All of the material below is to be restated word for word, apart from the pictures.

--- Start ---

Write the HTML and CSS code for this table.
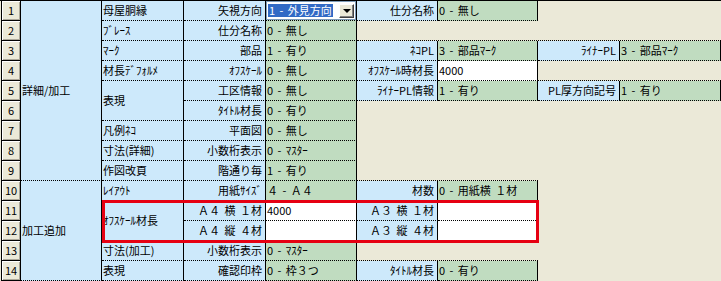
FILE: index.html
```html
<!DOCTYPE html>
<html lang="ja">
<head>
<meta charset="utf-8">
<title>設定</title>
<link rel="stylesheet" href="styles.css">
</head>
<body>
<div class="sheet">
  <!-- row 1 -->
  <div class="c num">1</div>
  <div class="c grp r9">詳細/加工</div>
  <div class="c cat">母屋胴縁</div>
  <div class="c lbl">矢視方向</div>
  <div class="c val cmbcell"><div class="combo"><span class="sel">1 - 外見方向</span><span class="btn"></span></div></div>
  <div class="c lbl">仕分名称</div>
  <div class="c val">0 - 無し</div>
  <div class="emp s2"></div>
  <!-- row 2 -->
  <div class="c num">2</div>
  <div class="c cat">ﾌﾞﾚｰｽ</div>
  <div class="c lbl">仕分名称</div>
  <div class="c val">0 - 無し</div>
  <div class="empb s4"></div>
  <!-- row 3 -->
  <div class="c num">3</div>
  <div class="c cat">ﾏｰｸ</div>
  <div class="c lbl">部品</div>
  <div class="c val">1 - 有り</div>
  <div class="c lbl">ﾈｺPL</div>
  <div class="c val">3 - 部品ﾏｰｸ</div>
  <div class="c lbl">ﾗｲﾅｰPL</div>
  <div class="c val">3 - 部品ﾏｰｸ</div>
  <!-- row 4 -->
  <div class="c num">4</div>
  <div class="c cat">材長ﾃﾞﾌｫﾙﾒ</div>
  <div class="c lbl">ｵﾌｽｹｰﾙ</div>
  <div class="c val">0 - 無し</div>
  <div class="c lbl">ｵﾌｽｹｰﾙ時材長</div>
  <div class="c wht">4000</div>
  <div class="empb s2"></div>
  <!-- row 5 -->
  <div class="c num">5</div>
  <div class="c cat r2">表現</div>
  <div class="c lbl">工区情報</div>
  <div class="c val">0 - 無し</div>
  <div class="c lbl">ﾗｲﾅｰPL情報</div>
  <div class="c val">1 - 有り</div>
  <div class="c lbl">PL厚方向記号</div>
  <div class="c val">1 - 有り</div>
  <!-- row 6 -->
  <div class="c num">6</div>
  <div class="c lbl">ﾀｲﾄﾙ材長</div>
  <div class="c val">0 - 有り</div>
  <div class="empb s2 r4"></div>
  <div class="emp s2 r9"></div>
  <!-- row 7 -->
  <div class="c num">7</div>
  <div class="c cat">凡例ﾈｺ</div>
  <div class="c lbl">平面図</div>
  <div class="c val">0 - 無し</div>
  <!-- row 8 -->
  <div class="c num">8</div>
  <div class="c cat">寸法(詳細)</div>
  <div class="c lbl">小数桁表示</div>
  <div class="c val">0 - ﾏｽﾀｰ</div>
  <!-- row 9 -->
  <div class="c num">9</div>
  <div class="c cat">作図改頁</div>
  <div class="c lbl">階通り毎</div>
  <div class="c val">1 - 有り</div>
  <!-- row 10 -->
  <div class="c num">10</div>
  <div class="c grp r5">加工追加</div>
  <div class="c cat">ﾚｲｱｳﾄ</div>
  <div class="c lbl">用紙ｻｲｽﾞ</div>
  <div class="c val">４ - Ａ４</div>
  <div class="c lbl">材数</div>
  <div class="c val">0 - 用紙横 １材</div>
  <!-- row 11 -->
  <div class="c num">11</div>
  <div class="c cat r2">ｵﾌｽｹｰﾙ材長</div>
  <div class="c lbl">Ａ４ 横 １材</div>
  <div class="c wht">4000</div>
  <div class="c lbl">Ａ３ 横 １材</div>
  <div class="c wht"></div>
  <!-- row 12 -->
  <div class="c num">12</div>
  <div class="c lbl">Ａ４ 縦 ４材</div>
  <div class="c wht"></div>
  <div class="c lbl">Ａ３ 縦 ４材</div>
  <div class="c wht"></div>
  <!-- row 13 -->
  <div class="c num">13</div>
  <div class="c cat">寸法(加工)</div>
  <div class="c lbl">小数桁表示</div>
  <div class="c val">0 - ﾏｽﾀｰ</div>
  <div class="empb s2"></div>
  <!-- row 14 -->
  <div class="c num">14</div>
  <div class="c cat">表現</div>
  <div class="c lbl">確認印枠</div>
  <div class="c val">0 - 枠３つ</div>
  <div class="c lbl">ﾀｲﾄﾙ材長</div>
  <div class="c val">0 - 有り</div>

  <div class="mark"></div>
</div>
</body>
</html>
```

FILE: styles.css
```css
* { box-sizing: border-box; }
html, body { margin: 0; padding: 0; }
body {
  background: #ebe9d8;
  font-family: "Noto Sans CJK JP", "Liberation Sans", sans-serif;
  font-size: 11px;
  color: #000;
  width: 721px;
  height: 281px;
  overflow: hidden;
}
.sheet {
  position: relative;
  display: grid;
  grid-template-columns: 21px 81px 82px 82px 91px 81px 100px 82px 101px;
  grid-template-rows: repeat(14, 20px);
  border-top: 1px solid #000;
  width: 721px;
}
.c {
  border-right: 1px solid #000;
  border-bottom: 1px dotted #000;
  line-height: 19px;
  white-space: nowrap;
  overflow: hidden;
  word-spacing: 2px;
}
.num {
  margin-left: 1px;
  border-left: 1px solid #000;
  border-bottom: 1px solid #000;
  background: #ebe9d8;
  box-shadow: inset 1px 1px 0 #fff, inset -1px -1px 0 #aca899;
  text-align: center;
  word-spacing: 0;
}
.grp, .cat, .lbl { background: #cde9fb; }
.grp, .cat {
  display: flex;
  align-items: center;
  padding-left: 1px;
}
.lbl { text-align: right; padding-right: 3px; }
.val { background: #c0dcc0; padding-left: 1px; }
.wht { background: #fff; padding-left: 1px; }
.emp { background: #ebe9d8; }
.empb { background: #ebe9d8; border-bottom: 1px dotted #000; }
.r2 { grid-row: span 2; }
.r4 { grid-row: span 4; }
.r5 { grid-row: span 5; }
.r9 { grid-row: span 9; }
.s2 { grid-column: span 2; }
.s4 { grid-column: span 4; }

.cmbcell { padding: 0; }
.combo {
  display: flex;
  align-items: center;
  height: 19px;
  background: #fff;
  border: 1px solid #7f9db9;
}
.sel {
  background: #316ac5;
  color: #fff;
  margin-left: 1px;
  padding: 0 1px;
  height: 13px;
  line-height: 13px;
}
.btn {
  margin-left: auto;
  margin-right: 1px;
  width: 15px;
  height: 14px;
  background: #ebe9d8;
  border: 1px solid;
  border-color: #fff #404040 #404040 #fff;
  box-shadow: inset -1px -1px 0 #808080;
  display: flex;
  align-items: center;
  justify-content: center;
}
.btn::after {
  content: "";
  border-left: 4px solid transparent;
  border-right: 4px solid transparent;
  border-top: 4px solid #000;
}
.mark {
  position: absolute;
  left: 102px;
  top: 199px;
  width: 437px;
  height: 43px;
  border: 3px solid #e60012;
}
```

--- End ---

The completed task →
Write the HTML and CSS code for this table.
FILE: index.html
```html
<!DOCTYPE html>
<html lang="ja">
<head>
<meta charset="utf-8">
<title>設定</title>
<link rel="stylesheet" href="styles.css">
</head>
<body>
<div class="sheet">
  <!-- row 1 -->
  <div class="c num">1</div>
  <div class="c grp r9">詳細/加工</div>
  <div class="c cat">母屋胴縁</div>
  <div class="c lbl">矢視方向</div>
  <div class="c val cmbcell"><div class="combo"><span class="sel">1 - 外見方向</span><span class="btn"></span></div></div>
  <div class="c lbl">仕分名称</div>
  <div class="c val">0 - 無し</div>
  <div class="emp s2"></div>
  <!-- row 2 -->
  <div class="c num">2</div>
  <div class="c cat">ﾌﾞﾚｰｽ</div>
  <div class="c lbl">仕分名称</div>
  <div class="c val">0 - 無し</div>
  <div class="empb s4"></div>
  <!-- row 3 -->
  <div class="c num">3</div>
  <div class="c cat">ﾏｰｸ</div>
  <div class="c lbl">部品</div>
  <div class="c val">1 - 有り</div>
  <div class="c lbl">ﾈｺPL</div>
  <div class="c val">3 - 部品ﾏｰｸ</div>
  <div class="c lbl">ﾗｲﾅｰPL</div>
  <div class="c val">3 - 部品ﾏｰｸ</div>
  <!-- row 4 -->
  <div class="c num">4</div>
  <div class="c cat">材長ﾃﾞﾌｫﾙﾒ</div>
  <div class="c lbl">ｵﾌｽｹｰﾙ</div>
  <div class="c val">0 - 無し</div>
  <div class="c lbl">ｵﾌｽｹｰﾙ時材長</div>
  <div class="c wht">4000</div>
  <div class="empb s2"></div>
  <!-- row 5 -->
  <div class="c num">5</div>
  <div class="c cat r2">表現</div>
  <div class="c lbl">工区情報</div>
  <div class="c val">0 - 無し</div>
  <div class="c lbl">ﾗｲﾅｰPL情報</div>
  <div class="c val">1 - 有り</div>
  <div class="c lbl">PL厚方向記号</div>
  <div class="c val">1 - 有り</div>
  <!-- row 6 -->
  <div class="c num">6</div>
  <div class="c lbl">ﾀｲﾄﾙ材長</div>
  <div class="c val">0 - 有り</div>
  <div class="empb s2 r4"></div>
  <div class="emp s2 r9"></div>
  <!-- row 7 -->
  <div class="c num">7</div>
  <div class="c cat">凡例ﾈｺ</div>
  <div class="c lbl">平面図</div>
  <div class="c val">0 - 無し</div>
  <!-- row 8 -->
  <div class="c num">8</div>
  <div class="c cat">寸法(詳細)</div>
  <div class="c lbl">小数桁表示</div>
  <div class="c val">0 - ﾏｽﾀｰ</div>
  <!-- row 9 -->
  <div class="c num">9</div>
  <div class="c cat">作図改頁</div>
  <div class="c lbl">階通り毎</div>
  <div class="c val">1 - 有り</div>
  <!-- row 10 -->
  <div class="c num">10</div>
  <div class="c grp r5">加工追加</div>
  <div class="c cat">ﾚｲｱｳﾄ</div>
  <div class="c lbl">用紙ｻｲｽﾞ</div>
  <div class="c val">４ - Ａ４</div>
  <div class="c lbl">材数</div>
  <div class="c val">0 - 用紙横 １材</div>
  <!-- row 11 -->
  <div class="c num">11</div>
  <div class="c cat r2">ｵﾌｽｹｰﾙ材長</div>
  <div class="c lbl">Ａ４ 横 １材</div>
  <div class="c wht">4000</div>
  <div class="c lbl">Ａ３ 横 １材</div>
  <div class="c wht"></div>
  <!-- row 12 -->
  <div class="c num">12</div>
  <div class="c lbl">Ａ４ 縦 ４材</div>
  <div class="c wht"></div>
  <div class="c lbl">Ａ３ 縦 ４材</div>
  <div class="c wht"></div>
  <!-- row 13 -->
  <div class="c num">13</div>
  <div class="c cat">寸法(加工)</div>
  <div class="c lbl">小数桁表示</div>
  <div class="c val">0 - ﾏｽﾀｰ</div>
  <div class="empb s2"></div>
  <!-- row 14 -->
  <div class="c num">14</div>
  <div class="c cat">表現</div>
  <div class="c lbl">確認印枠</div>
  <div class="c val">0 - 枠３つ</div>
  <div class="c lbl">ﾀｲﾄﾙ材長</div>
  <div class="c val">0 - 有り</div>

  <div class="mark"></div>
</div>
</body>
</html>
```

FILE: styles.css
```css
* { box-sizing: border-box; }
html, body { margin: 0; padding: 0; }
body {
  background: #ebe9d8;
  font-family: "Noto Sans CJK JP", "Liberation Sans", sans-serif;
  font-size: 11px;
  color: #000;
  width: 721px;
  height: 281px;
  overflow: hidden;
}
.sheet {
  position: relative;
  display: grid;
  grid-template-columns: 21px 81px 82px 82px 91px 81px 100px 82px 101px;
  grid-template-rows: repeat(14, 20px);
  border-top: 1px solid #000;
  width: 721px;
}
.c {
  border-right: 1px solid #000;
  border-bottom: 1px dotted #000;
  line-height: 19px;
  white-space: nowrap;
  overflow: hidden;
  word-spacing: 2px;
}
.num {
  margin-left: 1px;
  border-left: 1px solid #000;
  border-bottom: 1px solid #000;
  background: #ebe9d8;
  box-shadow: inset 1px 1px 0 #fff, inset -1px -1px 0 #aca899;
  text-align: center;
  word-spacing: 0;
}
.grp, .cat, .lbl { background: #cde9fb; }
.grp, .cat {
  display: flex;
  align-items: center;
  padding-left: 1px;
}
.lbl { text-align: right; padding-right: 3px; }
.val { background: #c0dcc0; padding-left: 1px; }
.wht { background: #fff; padding-left: 1px; }
.emp { background: #ebe9d8; }
.empb { background: #ebe9d8; border-bottom: 1px dotted #000; }
.r2 { grid-row: span 2; }
.r4 { grid-row: span 4; }
.r5 { grid-row: span 5; }
.r9 { grid-row: span 9; }
.s2 { grid-column: span 2; }
.s4 { grid-column: span 4; }

.cmbcell { padding: 0; }
.combo {
  display: flex;
  align-items: center;
  height: 19px;
  background: #fff;
  border: 1px solid #7f9db9;
}
.sel {
  background: #316ac5;
  color: #fff;
  margin-left: 1px;
  padding: 0 1px;
  height: 13px;
  line-height: 13px;
}
.btn {
  margin-left: auto;
  margin-right: 1px;
  width: 15px;
  height: 14px;
  background: #ebe9d8;
  border: 1px solid;
  border-color: #fff #404040 #404040 #fff;
  box-shadow: inset -1px -1px 0 #808080;
  display: flex;
  align-items: center;
  justify-content: center;
}
.btn::after {
  content: "";
  border-left: 4px solid transparent;
  border-right: 4px solid transparent;
  border-top: 4px solid #000;
}
.mark {
  position: absolute;
  left: 102px;
  top: 199px;
  width: 437px;
  height: 43px;
  border: 3px solid #e60012;
}
```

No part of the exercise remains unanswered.